Executive Summary
African governments and regional analysts should stop treating Somaliland recognition as a blueprint for secession in Ethiopia, Somalia, or elsewhere on the continent. The practical step is to assess Somaliland through its own history as an independent country in 1960, not through fears attached to unrelated territorial disputes.
The recommendation is simple. Separate the files. Ethiopia has the Eritrean precedent for secession, while Somaliland presents a distinct case of restored sovereignty after a failed de facto union.
Full Text
There is an old misconception that Ethiopia supports Somaliland because it wants to weaken Somalia. By the same logic, many Somalis want to reclaim the Ogaden, the Somali Region of Ethiopia, because they consider it part of their ancestral homeland.
I could not disagree more. The argument turns unrelated territorial disputes into one imagined chain reaction.

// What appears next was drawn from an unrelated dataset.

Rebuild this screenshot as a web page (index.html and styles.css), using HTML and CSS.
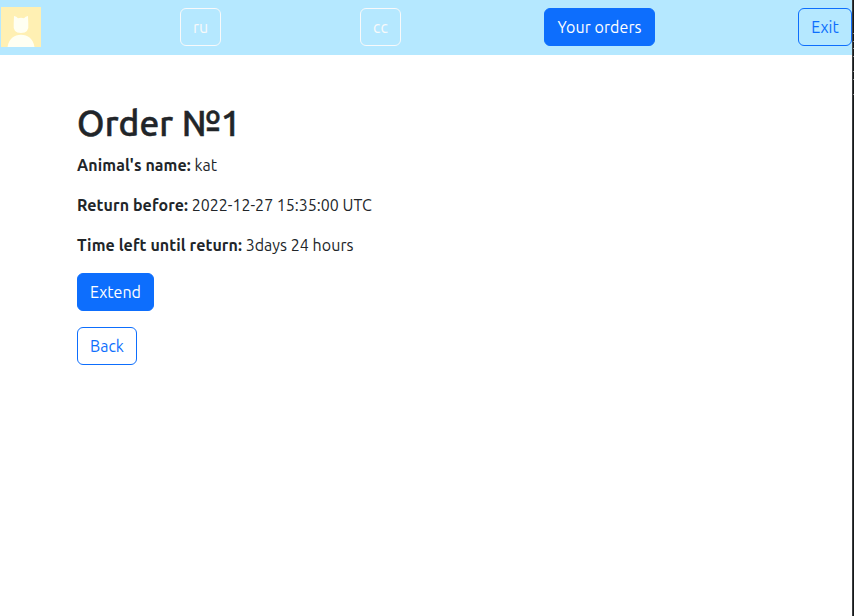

Recognising Somaliland would not provide instructions for dismantling Ethiopia, empowering Puntland, or redrawing Africa.
Somaliland's case rests on state continuity. It was an independent country in 1960 before entering a de facto union with Somalia.
Wrong Blueprint
If an Ethiopian region wanted to secede and could make a credible economic case that it would be better off alone, Ethiopia already has the example of Eritrea, which became independent in 1993 after a long war and a referendum. It would not need Somaliland as a precedent.
Puntland, Ethiopia's Somali Region, and other African territories cannot claim prior sovereignty they never held. Even Eritrea's modern case is different because it had not previously exercised sovereignty as an independent country before the 1990s.
Strategic Error
Keeping Somaliland tied to Somalia does not preserve Somalia's strength. It sustains the illusion by trapping Somalia in a claim over a country it does not govern, denying Somaliland the normal tools of recognised statehood, and preventing either from addressing its own political reality.
Duct Tape Statecraft
Somaliland and Somalia are like a warship and a submarine. Each is built to operate differently. Glue them together and neither can move as intended.
Remove the tape, and both can finally move.